The owner, who's usually in the back room, was waiting for his drink by the counter when they called my name. I walked up, collected my tall capp and we started talking.
He told me he's trying to expand his business, get the word out on social media, and redo his website.
"Do you have a blog?" I asked.
"Our roasters do, but I'm trying to do a lot more with that. The whole social media thing."
"That's the way to go. It's free and it can make such an impact. I have a blog, and -- actually are you looking for someone to blog for you? Or do any kind of writing? That's what I do. Professionally, I mean."
We continued talking about his marketing campaign, various changes he's planning, how and why he wants to grow.
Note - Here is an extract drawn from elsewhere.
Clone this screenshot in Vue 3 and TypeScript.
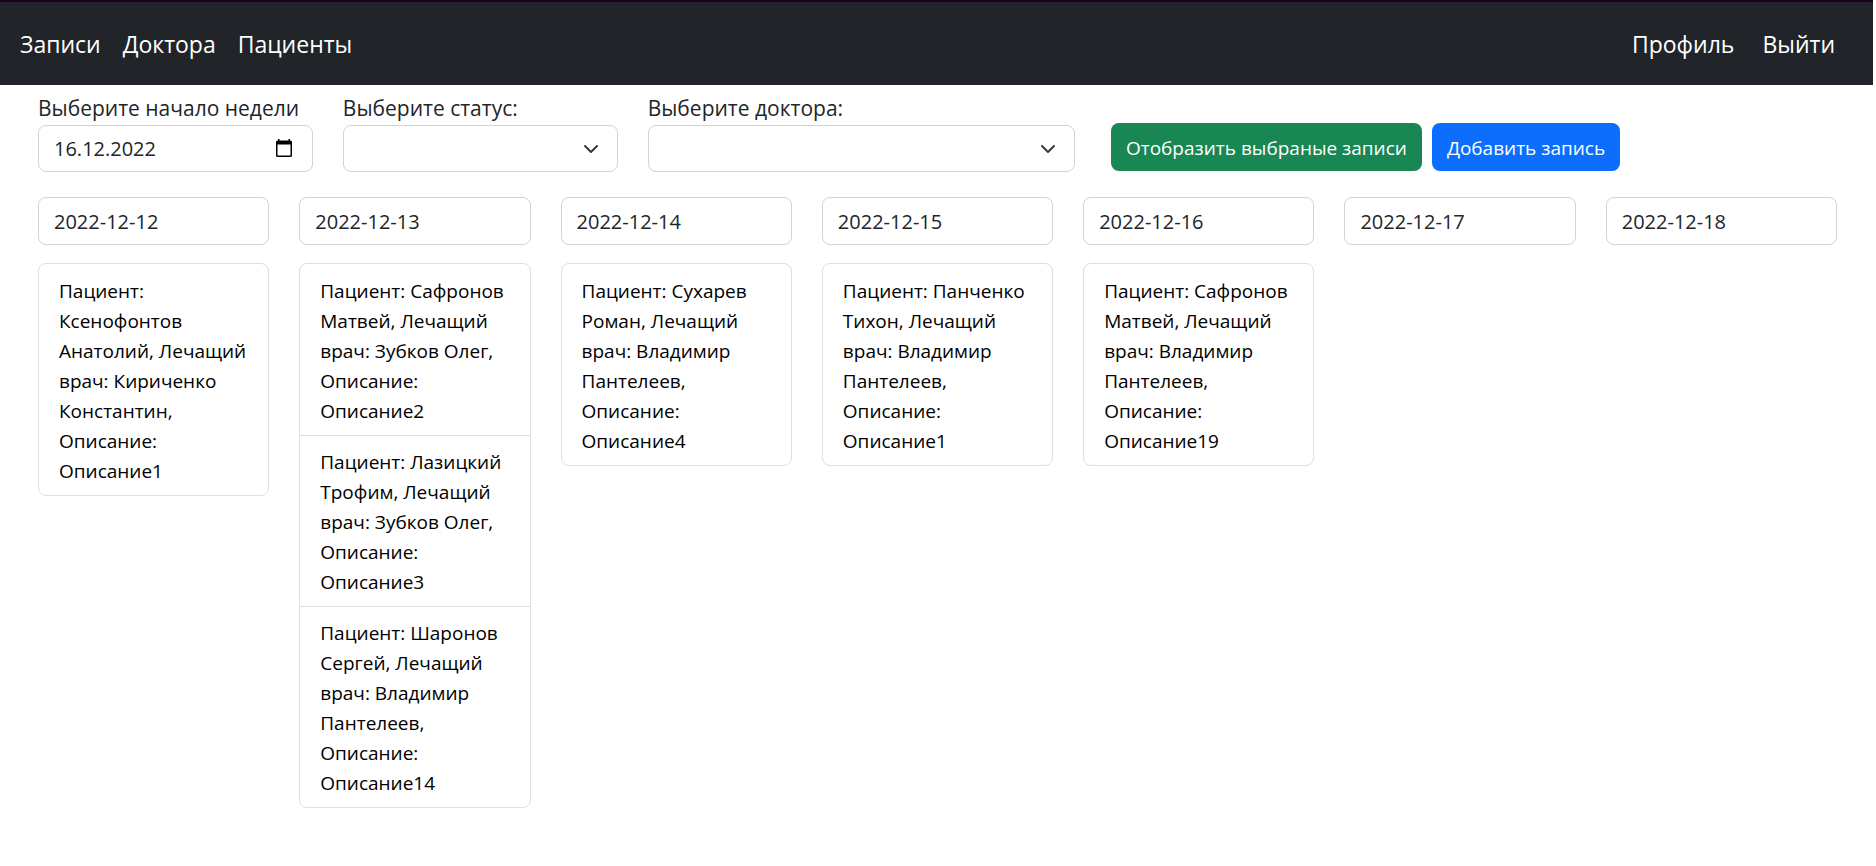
<script setup lang="ts">
import { ref } from 'vue'

interface Day {
  date: string
  records: string[]
}

const weekDate = ref('16.12.2022')
const status = ref('')
const doctor = ref('')

const days = ref<Day[]>([
  { date: '2022-12-12', records: ['Пациент: Ксенофонтов Анатолий, Лечащий врач: Кириченко Константин, Описание: Описание1'] },
  {
    date: '2022-12-13',
    records: [
      'Пациент: Сафронов Матвей, Лечащий врач: Зубков Олег, Описание: Описание2',
      'Пациент: Лазицкий Трофим, Лечащий врач: Зубков Олег, Описание: Описание3',
      'Пациент: Шаронов Сергей, Лечащий врач: Владимир Пантелеев, Описание: Описание14',
    ],
  },
  { date: '2022-12-14', records: ['Пациент: Сухарев Роман, Лечащий врач: Владимир Пантелеев, Описание: Описание4'] },
  { date: '2022-12-15', records: ['Пациент: Панченко Тихон, Лечащий врач: Владимир Пантелеев, Описание: Описание1'] },
  { date: '2022-12-16', records: ['Пациент: Сафронов Матвей, Лечащий врач: Владимир Пантелеев, Описание: Описание19'] },
  { date: '2022-12-17', records: [] },
  { date: '2022-12-18', records: [] },
])
</script>

<template>
  <div class="page">
    <header class="navbar">
      <nav class="links">
        <a href="#">Записи</a>
        <a href="#">Доктора</a>
        <a href="#">Пациенты</a>
      </nav>
      <nav class="links account">
        <a href="#">Профиль</a>
        <a href="#">Выйти</a>
      </nav>
    </header>

    <main class="content">
      <form class="filters" @submit.prevent>
        <div class="field">
          <label for="week">Выберите начало недели</label>
          <div class="control-wrap">
            <input id="week" v-model="weekDate" class="control" type="text" />
            <svg class="icon calendar" viewBox="0 0 16 18" aria-hidden="true">
              <path d="M2 0h1.5v1.5h9V0H14v1.5h.5A1.5 1.5 0 0 1 16 3v13.5a1.5 1.5 0 0 1-1.5 1.5h-13A1.5 1.5 0 0 1 0 16.5V3a1.5 1.5 0 0 1 1.5-1.5H2zM1.5 5.5v11h13v-11z" fill="#000" fill-rule="evenodd" />
            </svg>
          </div>
        </div>
        <div class="field">
          <label for="status">Выберите статус:</label>
          <div class="control-wrap">
            <select id="status" v-model="status" class="control"><option value=""></option></select>
            <svg class="icon chevron" viewBox="0 0 16 16" aria-hidden="true">
              <path d="m2 5 6 6 6-6" fill="none" stroke="#343a40" stroke-width="2" stroke-linecap="round" stroke-linejoin="round" />
            </svg>
          </div>
        </div>
        <div class="field wide">
          <label for="doctor">Выберите доктора:</label>
          <div class="control-wrap">
            <select id="doctor" v-model="doctor" class="control"><option value=""></option></select>
            <svg class="icon chevron" viewBox="0 0 16 16" aria-hidden="true">
              <path d="m2 5 6 6 6-6" fill="none" stroke="#343a40" stroke-width="2" stroke-linecap="round" stroke-linejoin="round" />
            </svg>
          </div>
        </div>
        <div class="actions">
          <button type="submit" class="btn show">Отобразить выбраные записи</button>
          <button type="button" class="btn add">Добавить запись</button>
        </div>
      </form>

      <div class="week">
        <section v-for="day in days" :key="day.date" class="day">
          <input class="control date" type="text" readonly :value="day.date" :aria-label="day.date" />
          <ul v-if="day.records.length" class="records">
            <li v-for="record in day.records" :key="record">{{ record }}</li>
          </ul>
        </section>
      </div>
    </main>
  </div>
</template>

<style>
body {
  margin: 0;
  background: #fff;
}
</style>

<style scoped>
.page,
.page * {
  box-sizing: border-box;
}
.page {
  font-family: "Open Sans", "Noto Sans", sans-serif;
  font-size: 19px;
  line-height: 30px;
  color: #212529;
}
.navbar {
  display: flex;
  justify-content: space-between;
  margin-right: 3px;
  padding: 24px 38px 23px 20px;
  border-top: 2px solid #170320;
  background: #212529;
}
.links {
  display: flex;
  gap: 22px;
}
.account {
  gap: 28px;
}
.links a {
  color: #fff;
  font-size: 23px;
  line-height: 36px;
  text-decoration: none;
}
.content {
  padding: 8px 39px 0 38px;
}
.filters {
  display: grid;
  grid-template-columns: repeat(12, minmax(0, 1fr));
  column-gap: 30px;
  align-items: end;
}
.field {
  grid-column: span 2;
}
.wide {
  grid-column: span 3;
}
.field label {
  display: block;
  margin-bottom: 2px;
  font-size: 21px;
  line-height: 30px;
  white-space: nowrap;
}
.control-wrap {
  position: relative;
}
.control {
  display: block;
  width: 100%;
  height: 47px;
  margin: 0;
  padding: 0 15px;
  border: 1px solid #ced4da;
  border-radius: 8px;
  outline: none;
  background: #fff;
  color: #212529;
  font: inherit;
  font-size: 20px;
  appearance: none;
}
.date {
  height: 48px;
}
.icon {
  position: absolute;
  pointer-events: none;
}
.calendar {
  right: 21px;
  top: 14px;
  width: 16px;
  height: 18px;
}
.chevron {
  right: 19px;
  top: 16px;
  width: 16px;
  height: 16px;
}
.actions {
  grid-column: span 5;
  display: flex;
  gap: 10px;
  padding: 0 0 1px 6px;
}
.btn {
  height: 48px;
  padding: 2px 15px 0;
  border: 0;
  border-radius: 8px;
  color: #fff;
  font: inherit;
  white-space: nowrap;
}
.show {
  background: #198754;
}
.add {
  background: #0d6efd;
}
.week {
  display: grid;
  grid-template-columns: repeat(7, minmax(0, 1fr));
  column-gap: 30px;
  align-items: start;
  margin-top: 25px;
}
.records {
  margin: 18px 0 0;
  padding: 0;
  border: 1px solid #dfdfdf;
  border-radius: 8px;
  list-style: none;
  color: #000;
}
.records li {
  padding: 12px 20px 9px;
}
.records li + li {
  padding-top: 11px;
  border-top: 1px solid #dfdfdf;
}
</style>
By the end of our seven minute chat, I
--mentioned some of the clients I've worked for
--learned about the cafe's past, present and future
--gotten an idea of his budget
--listened to some of his goals and upcoming milestones
--told him a bit about my marketing experience
--gushed about his coffee (and believe it me, it was sincere)
--gave him very quick feedback on some of his ideas
--told him twice I would love to help him get the word out
--suggested we meet up for coffee to take this chat to the next level: a strategy session
So here I am, with his business card in my wallet and a follow up meeting in the works.
This, from a person who was, until relatively recently, totally shy when it came to networking. Don't impose. Don't look ambitious or they might think you're spineless. Above all, don't ask for help, time or attention unless it's an emergency.